Tuesday night began with excitement at the Madison, WI, sorority house election watch party. In fact, sororities across the country, including California, Texas, and even NYU were eagerly awaiting a Kamala Harris landslide victory.
“Democracy was on the line and we thought we had this,” says Tammy, a registered Democrat and junior at the University of Wisconsin-Madison who watched in shock as the election results came in on CNN. Through tears she sobs to GWU! “We were ready to shatter the glass ceiling!”
Hope turns to nope
Dems have been speaking about the so-called glass ceiling ever since Hillary Clinton missed shattering it in 2016. This year, with the help of Kamala Harris—an Indian, Jamaican, Irish woman—they thought they would finally watch it rain glass. They didn’t!
The sisters, along with other sororities across the campus, had sat down on the couch with hope and joy to watch sexy Jack Tapper and DILF John King tell them what they wanted to hear. But by ten o’clock the facts of the math at the bottom of the screen didn’t seem to care about their feelings.
“The mainstream media lied,” wept Tammy to GWU! “We were told that Harris would be running away with it. That Trump and his band of Nazi orangemen would lose.”

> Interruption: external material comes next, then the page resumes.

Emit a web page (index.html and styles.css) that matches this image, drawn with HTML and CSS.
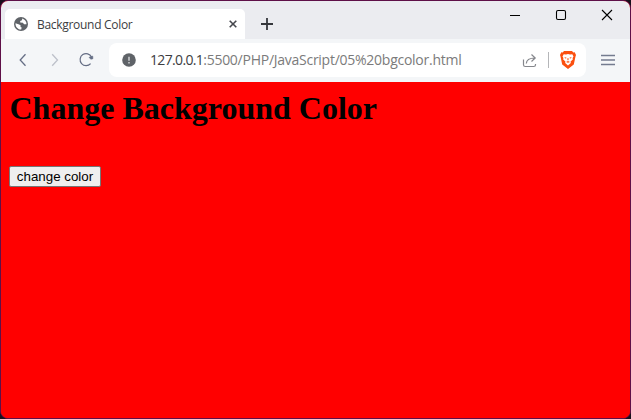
FILE: index.html
```html
<!DOCTYPE html>
<html lang="en">
<head>
<meta charset="utf-8">
<title>Background Color</title>
<link rel="stylesheet" href="styles.css">
</head>
<body>
<div class="window">
  <header class="tabstrip">
    <div class="tab">
      <svg class="globe" width="14" height="14" viewBox="0 0 14 14"><circle cx="7" cy="7" r="7" fill="#5f6368"/><path d="M8.2 1.400 8 3.200 6.200 4.100v1.500l2.700.2 1.100 1.400h2.500c.2-2.500-1.500-5-4.300-5.800zM1.500 6.200l3.700 1.200 1.500 1.100-.2 1.600 1.200.5-.5 2C4.200 12.700 1.200 10 1.500 6.200z" fill="#fff"/></svg>
      <span class="tab-title">Background Color</span>
      <svg class="tab-close" width="8" height="8" viewBox="0 0 8 8"><path d="M.7.7l6.600 6.600M7.300.7.700 7.300" stroke="#45474d" stroke-width="1.600"/></svg>
    </div>
    <svg class="new-tab" width="12" height="12" viewBox="0 0 12 12"><path d="M6 0v12M0 6h12" stroke="#35373c" stroke-width="1.800"/></svg>
    <div class="controls">
      <svg width="12" height="12" viewBox="0 0 12 12"><path d="M1 6.500h10" stroke="#000"/></svg>
      <svg width="12" height="12" viewBox="0 0 12 12"><rect x="1.500" y="1.500" width="9" height="9" rx="1.500" fill="none" stroke="#000" stroke-width="1.100"/></svg>
      <svg width="12" height="12" viewBox="0 0 12 12"><path d="M1 1l10 10M11 1 1 11" stroke="#000" stroke-width="1.100"/></svg>
    </div>
  </header>
  <nav class="toolbar">
    <svg class="back" width="8" height="14" viewBox="0 0 8 14"><path d="M6.500 1.200 1.200 7l5.300 5.800" fill="none" stroke="#656e85" stroke-width="1.300"/></svg>
    <svg class="forward" width="8" height="14" viewBox="0 0 8 14"><path d="M1.200 1.200 6.500 7l-5.300 5.800" fill="none" stroke="#bdc1ca" stroke-width="1.300"/></svg>
    <svg class="reload" width="15" height="15" viewBox="0 0 15 15"><path d="M11.600 11.600A6 6 0 1 1 12.500 5" fill="none" stroke="#656e85" stroke-width="1.200"/><path d="M10 5.300 13.700 4 14 6.700 11.800 7.300z" fill="#656e85" stroke="#656e85" stroke-width=".5"/></svg>
    <div class="address">
      <svg class="info" width="14" height="14" viewBox="0 0 14 14"><circle cx="7" cy="7" r="6.800" fill="#5f6368"/><path d="M7 3.700v4M7 9v1.500" stroke="#d9dadd" stroke-width="1.400"/></svg>
      <span class="url"><span class="host">127.0.0.1</span>:5500/PHP/JavaScript/05%20bgcolor.html</span>
      <svg class="share" width="15" height="15" viewBox="0 0 15 15"><path d="M1.500 6.500v5.200q0 1.800 1.800 1.800h8.400q1.800 0 1.800-1.800v-.7M4.300 10.500c.2-3.800 2.500-5.500 8.700-5.500M9.500 1.500 13.200 5 9.500 8.500" fill="none" stroke="#85878c" stroke-width="1.200"/></svg>
      <span class="divider"></span>
      <svg class="shield" width="16" height="18" viewBox="0 0 16 18"><path d="M4 0h8l1.300 1.400 1.400-.1L16 4l-.5 1.500-1.700 8L8 18l-5.800-4.500-1.700-8L0 4l1.300-2.700 1.400.1z" fill="#fb5010"/><path d="M3.700 3.300 6 3.600 8 3l2 .6 2.300-.3 1.200 2.100-.9 1.500.2 1.600-2.200 2 .2 1.500L8 14.500 5.200 12l.2-1.500-2.200-2 .2-1.600-.9-1.500z" fill="#fff"/><path d="M4.200 6l2.400.7-.8 1zM11.800 6l-2.400.7.8 1zM7.600 7h.8l.2 2-.6.500-.6-.5zM6 10.900 8 10l2 .9-2 .8z" fill="#fb5010"/></svg>
    </div>
    <svg class="menu" width="14" height="12" viewBox="0 0 14 12"><path d="M0 1.500h14M0 6h14M0 10.500h14" stroke="#737b8f" stroke-width="1.300"/></svg>
  </nav>
  <main class="page">
    <h1>Change Background Color</h1>
    <button>change color</button>
  </main>
</div>
</body>
</html>
```

FILE: styles.css
```css
* { box-sizing: border-box; }
body { margin: 0; height: 419px; overflow: hidden; background: #17101b; }
svg { display: block; flex: none; }
.window {
  height: 419px;
  border: 1px solid #5e1048;
  border-radius: 8px;
  overflow: hidden;
  display: flex;
  flex-direction: column;
  background: #f00;
}
.tabstrip {
  height: 38px;
  background: #ebecf0;
  display: flex;
  align-items: flex-start;
  padding: 8px 17px 0 4px;
}
.tab {
  width: 240px;
  height: 30px;
  padding: 0 8px 0 9px;
  display: flex;
  align-items: center;
  background: #fff;
  border-radius: 5px 5px 0 0;
  font-family: "Open Sans", "Noto Sans", sans-serif;
  font-size: 12px;
  color: #3c3d42;
}
.tab-title { margin-left: 9px; white-space: nowrap; letter-spacing: -0.3px; }
.tab-close { margin-left: auto; }
.new-tab { margin: 9px 0 0 16px; }
.controls { display: flex; gap: 34px; margin-left: auto; }
.toolbar {
  height: 43px;
  background: #f4f6f8;
  display: flex;
  align-items: center;
  padding: 0 15px 2px 18px;
}
.forward { margin-left: 24px; }
.reload { margin-left: 20px; }
.address {
  width: 477px;
  height: 34px;
  margin: 1px auto 0 15px;
  padding: 0 10px 0 13px;
  border-radius: 8px;
  background: #fff;
  display: flex;
  align-items: center;
}
.url {
  margin: -2px 0 0 14px;
  font: 14px "Open Sans", "Noto Sans", sans-serif;
  letter-spacing: -0.26px;
  color: #7b7b7b;
  white-space: nowrap;
}
.host { color: #3c3d42; letter-spacing: -0.65px; }
.share { margin-left: auto; }
.divider { width: 1px; height: 16px; margin: 0 11px; background: #b5b6b9; }
.page { flex: 1; padding: 8px; background: #f00; color: #000; }
h1 {
  margin: 0;
  padding-left: 0.5px;
  font: bold 32px/37px "Liberation Serif", serif;
}
button {
  display: block;
  width: 92px;
  height: 21px;
  margin-top: 39px;
  padding: 0;
  border: 1px solid #767676;
  border-radius: 2px;
  background: #efefef;
  color: #000;
  font: 13.333px "Liberation Sans", sans-serif;
}
```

By midnight things only got worse for the young women with uteruses as Trumps electoral college vote count and popular vote rose. Despite the sound of Mariah Carey and Cardi B playing in the background at the official Kamala Harris headquarters, even the paid partiers were packing up. The realization of failure was setting in with no sign of the vice president who abandoned them, much like she abandoned the country for three and a half years.
White girls for Harris
At an MSNBC watch party at UCLA a gaggle of gal pals curled up, clutching their pillows and their pearls in horror as the night wore on and the path to victory for Obama’s fourth term became more and more unlikely. Their Harris-Walz party had dwindled to only a few deranged die-hards who thought Kamala could still pull off a win. But as North Carolina, Georgia, and finally Pennsylvania fell into the small hands of Donald J. Trump the party was over.

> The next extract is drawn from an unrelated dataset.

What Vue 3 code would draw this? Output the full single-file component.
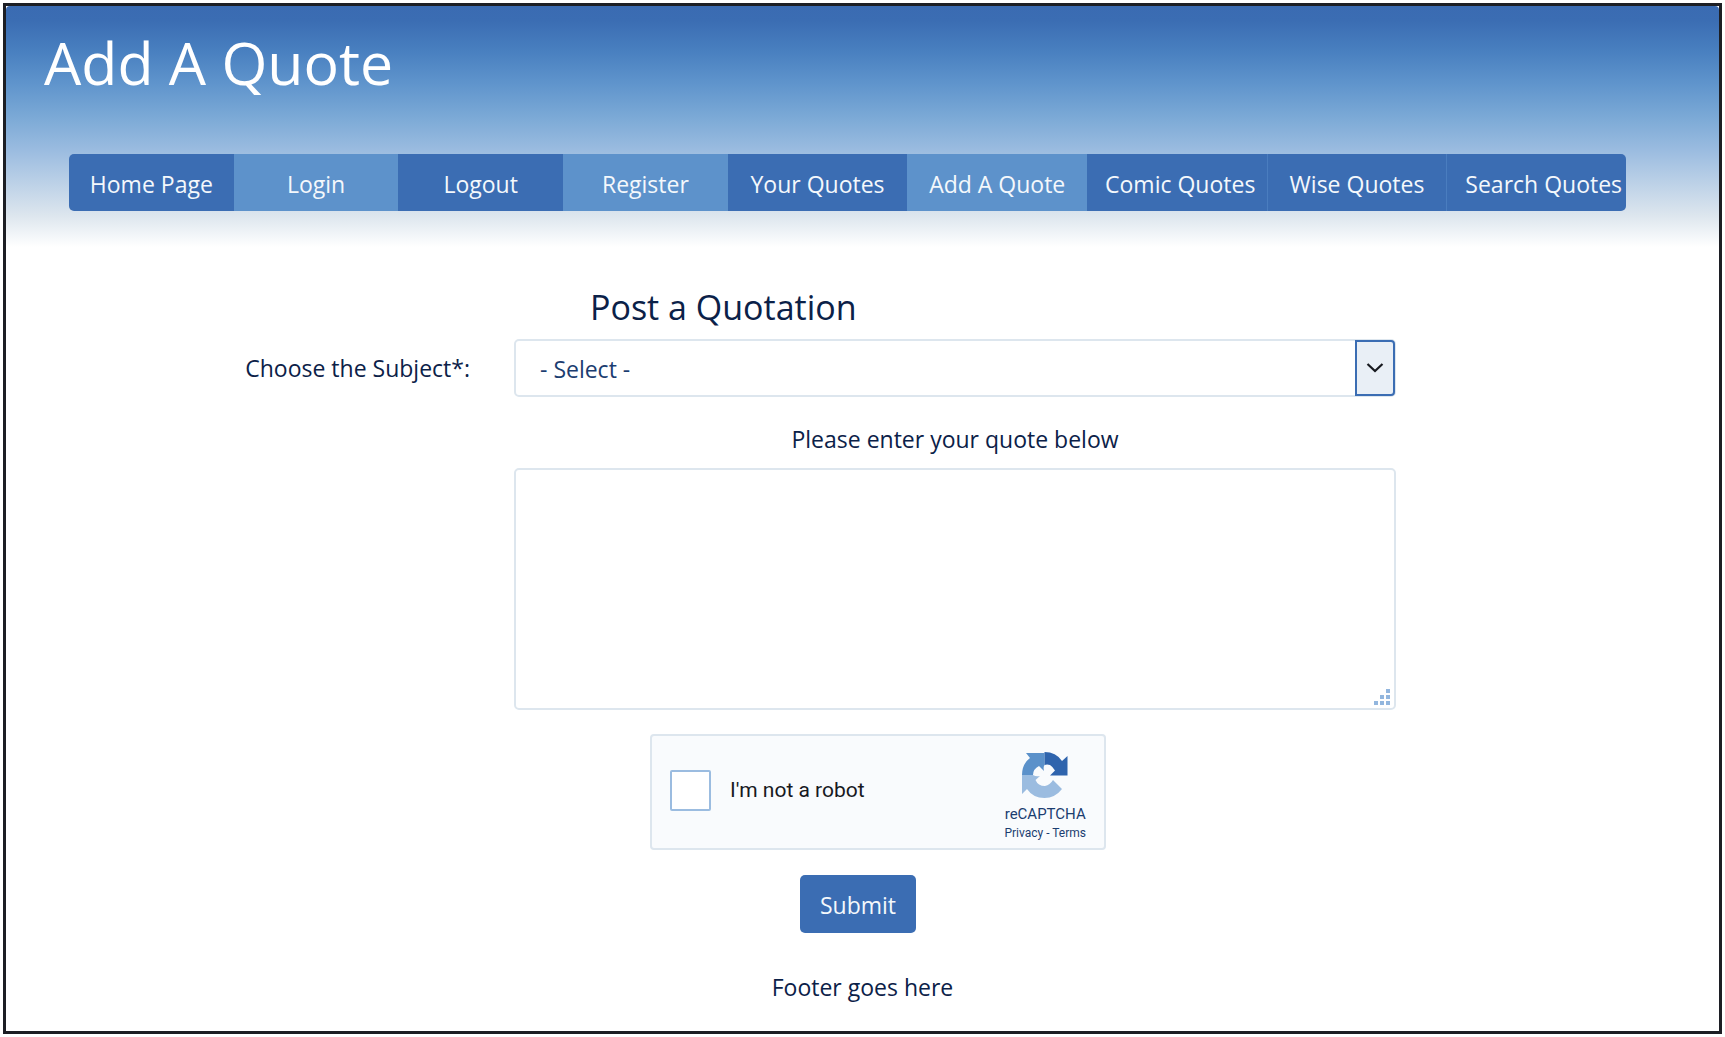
<script setup>
import { ref } from 'vue'

const links = [
  { label: 'Home Page', tone: 'dark' },
  { label: 'Login', tone: 'light' },
  { label: 'Logout', tone: 'dark' },
  { label: 'Register', tone: 'light' },
  { label: 'Your Quotes', tone: 'dark' },
  { label: 'Add A Quote', tone: 'light' },
  { label: 'Comic Quotes', tone: 'dark' },
  { label: 'Wise Quotes', tone: 'dark' },
  { label: 'Search Quotes', tone: 'dark' },
]

const subject = ref('')
const quote = ref('')
const human = ref(false)
</script>

<template>
  <div class="page">
    <div class="frame">
      <header class="banner">
        <h1>Add A Quote</h1>
        <nav class="menu">
          <a v-for="link in links" :key="link.label" href="#" :class="link.tone">{{ link.label }}</a>
        </nav>
      </header>

      <form class="quote-form" @submit.prevent>
        <h2>Post a Quotation</h2>

        <label class="subject-label" for="subject">Choose the Subject*:</label>
        <div class="select-box">
          <select id="subject" v-model="subject">
            <option value="">- Select -</option>
          </select>
          <span class="arrow">
            <svg width="18" height="10" viewBox="0 0 18 10" aria-hidden="true">
              <path d="M1.5 1 L9 8 L16.5 1" fill="none" stroke="#17191f" stroke-width="2.2" />
            </svg>
          </span>
        </div>

        <label class="quote-label" for="quote">Please enter your quote below</label>
        <div class="quote-box">
          <textarea id="quote" v-model="quote"></textarea>
          <svg class="grip" width="16" height="16" viewBox="0 0 16 16" fill="#92b6de" aria-hidden="true">
            <rect x="12" y="0" width="4" height="4" />
            <rect x="6" y="6" width="4" height="4" />
            <rect x="12" y="6" width="4" height="4" />
            <rect x="0" y="12" width="4" height="4" />
            <rect x="6" y="12" width="4" height="4" />
            <rect x="12" y="12" width="4" height="4" />
          </svg>
        </div>

        <div class="captcha">
          <label class="robot">
            <input v-model="human" type="checkbox" />
            <span>I'm not a robot</span>
          </label>
          <div class="brand">
            <svg width="46" height="46" viewBox="0 0 46 46" aria-hidden="true">
              <path fill="#9bbce0" d="M0 23 H11 Q14 25 18 24 L13.500 28 Q16 34 23 34 Q28 33 31 28 L40 37 Q33 46 22.500 46 Q11 46 5 37 L0 42 Z" />
              <path fill="#5b91ca" d="M0 23 Q0 12 8 6 L4 1 H22.500 V13 Q21 15 22 19 L17 14 Q11 17 11 23 Z" />
              <path fill="#2f64ad" d="M22.500 0 Q34 0 40 9 L45.500 4 V23.500 H28 L33 18.500 Q31 15 28 13 Q25 12 22.500 13 Z" />
            </svg>
            <span class="brand-name">reCAPTCHA</span>
            <span class="brand-links"><a href="#">Privacy</a> - <a href="#">Terms</a></span>
          </div>
        </div>

        <button type="submit">Submit</button>
      </form>

      <footer>Footer goes here</footer>
    </div>
  </div>
</template>

<style>
body {
  background: #fff;
}
</style>

<style scoped>
* {
  box-sizing: border-box;
}

.page {
  min-height: 100vh;
  padding: 3px;
  display: flex;
  color: #0b2148;
  font-family: "Open Sans", "Noto Sans", sans-serif;
  font-size: 23px;
  line-height: 32px;
}

.frame {
  flex: 1;
  min-width: 0;
  border: 3px solid #1c1e24;
}

.banner {
  padding: 20px 93px 36px 63px;
  border-radius: 4px 4px 0 0;
  background: linear-gradient(#3a6bb2 0%, #3b6db3 6%, #4980c0 19%, #5f94cc 32%, #7ba9d6 46%, #9bbce0 60%, #dde6ee 87%, #fff 100%);
}

h1 {
  margin: 0 0 56px -25px;
  color: #fff;
  font-size: 59px;
  font-weight: 400;
  line-height: 72px;
}

.menu {
  display: grid;
  grid-template-columns: repeat(4, 11fr) repeat(5, 12fr);
  border-radius: 5px;
  overflow: hidden;
}

.menu a {
  min-width: 0;
  padding: 3px 18px 0;
  color: #f4f8fc;
  line-height: 54px;
  text-align: center;
  text-decoration: none;
  white-space: nowrap;
}

.dark {
  background: #3b6db3;
}

.light {
  background: #5d92cb;
}

.dark + .dark {
  border-left: 1px solid #4a7dbf;
}

.quote-form {
  display: grid;
  grid-template-columns: 508fr 882fr 323fr;
  padding-top: 38px;
}

h2 {
  grid-column: 2;
  margin: 0 0 10px 76px;
  font-size: 34px;
  font-weight: 400;
  line-height: 44px;
}

.subject-label {
  grid-column: 1;
  align-self: center;
  padding-right: 44px;
  text-align: right;
}

.select-box,
.quote-box {
  grid-column: 2;
  position: relative;
  display: flex;
}

select {
  flex: 1;
  height: 58px;
  padding: 2px 60px 0 24px;
  appearance: none;
  border: 2px solid #dde6ee;
  border-radius: 5px;
  background: #fff;
  color: #1b3d70;
  font: inherit;
}

.arrow {
  position: absolute;
  top: 1px;
  right: 1px;
  bottom: 1px;
  width: 40px;
  display: flex;
  align-items: center;
  justify-content: center;
  border: 2px solid #3b6db3;
  border-radius: 0 4px 4px 0;
  background: #e9eff6;
  pointer-events: none;
}

.quote-label {
  grid-column: 2;
  margin: 26px 0 13px;
  text-align: center;
}

textarea {
  flex: 1;
  height: 242px;
  padding: 10px 24px;
  border: 2px solid #dde6ee;
  border-radius: 5px;
  background: #fff;
  color: inherit;
  font: inherit;
  resize: none;
}

.grip {
  position: absolute;
  right: 6px;
  bottom: 5px;
  pointer-events: none;
}

.captcha {
  grid-column: 2;
  display: flex;
  justify-content: space-between;
  width: 456px;
  height: 116px;
  margin: 24px 0 25px 136px;
  padding: 0 18px;
  border: 2px solid #dde6ee;
  border-radius: 4px;
  background: #f9fbfd;
  font-family: Roboto, sans-serif;
}

.robot {
  display: flex;
  align-items: center;
  gap: 19px;
  padding-bottom: 4px;
  color: #17191f;
  font-size: 21px;
}

.robot input {
  width: 41px;
  height: 41px;
  margin: 0;
  appearance: none;
  border: 2px solid #9bbce0;
  border-radius: 2px;
  background: #fff;
}

.robot input:checked {
  background: #3b6db3;
}

.brand {
  display: flex;
  flex-direction: column;
  align-items: center;
  padding-top: 16px;
  color: #1b3d70;
}

.brand-name {
  margin-top: 6px;
  font-size: 15px;
  line-height: 20px;
}

.brand-links {
  font-size: 12px;
  line-height: 18px;
}

.brand-links a {
  color: inherit;
  text-decoration: none;
}

button {
  grid-column: 2;
  justify-self: start;
  width: 116px;
  height: 58px;
  margin-left: 286px;
  padding: 2px 0 0;
  border: 0;
  border-radius: 5px;
  background: #3b6db3;
  color: #f4f8fc;
  font: inherit;
}

footer {
  margin-top: 38px;
  text-align: center;
}
</style>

“The mood was awful, explained Javni, a third year communications major and first-time voter. “We were all like, crying and stuff. Like how could so many Americans be such dumb, racist, Christofashist, assholes? All this garbage hate is destroying our democracy!”
My boy is no friend
Still at UCLA, a party-goer who declined to give her name out of fear that a future employer might find out she was a Harris-Walz voter, shared her unhinged views. While she was upset with ‘middle America’ she said she was most disappointed in her boyfriend who had promised to vote Dem, but actually voted for Trump in the end. “What the hell? I told him that if he gets me pregnant I’m totally not getting rid of it. That oughta show his misogynist ass.”
Yet another donkey at a ‘Safe space for people of color party’ at the University of Texas at Austin couldn’t understand what was happening to her beloved candidate. “I mean, everybody who matters endorsed Kamala. Obama, Oprah, Diddy, I mean, uh, Jay-Z. Do voters think those people aren’t sincere and are, what, paid or something? Those Amish guys really messed things up for normal Americans.”
The last laugh
Yet another deranged debutant from a sorority pool party in Florida went on to explain that Kamala had done everything right, citing appearing on television’s Saturday Night Live over the Joe Rogan podcast.

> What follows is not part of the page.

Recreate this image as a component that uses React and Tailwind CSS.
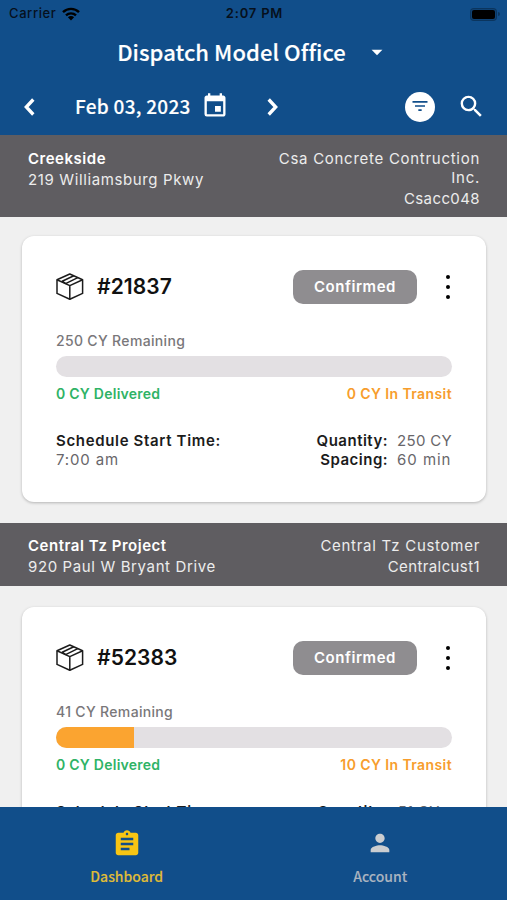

“She was so cute on SNL,” gushed Gay and Trans Literature Studies Major Ann who along with her ‘cis’ friends watched the election on CNN. “I knew in my heart that her 2-minute comedy skit appearance made up for barely doing any interviews and all her word salad policy announcements.”
Technically trumped by democracy
One of the few males at the Sunshine State party, Women’s Studies major Brent, was taking the 3rd presidential win of Donald Trump even harder.
A keffiyeh draped over his slumped shoulders and sporting a sparkling designer diamond Queers for Palestine T-shirt, Bradford spent the majority of the evening feverishly attempting to hack the web servers of the Louder With Crowder election coverage.
Bradford felt that the establishment media had let the country down in allowing Trump’s ‘campaign of hate and misinformation’ to be spread on extremist podcasts, websites, and right-wing social media platforms such as: “Elon Muskrat’s X.” The student went on to ask: “With all this talk about censorship, where was it when we needed it the most?”
Ultimately unsuccessful in his attempts to ‘turn off the Internet,’ Bradford gave up when MSNBC announced that Trump had won the state of Wisconsin and surpassed the needed electoral college votes to make him the winner of the election.
“Maybe my mom was right and I should have learned to code.”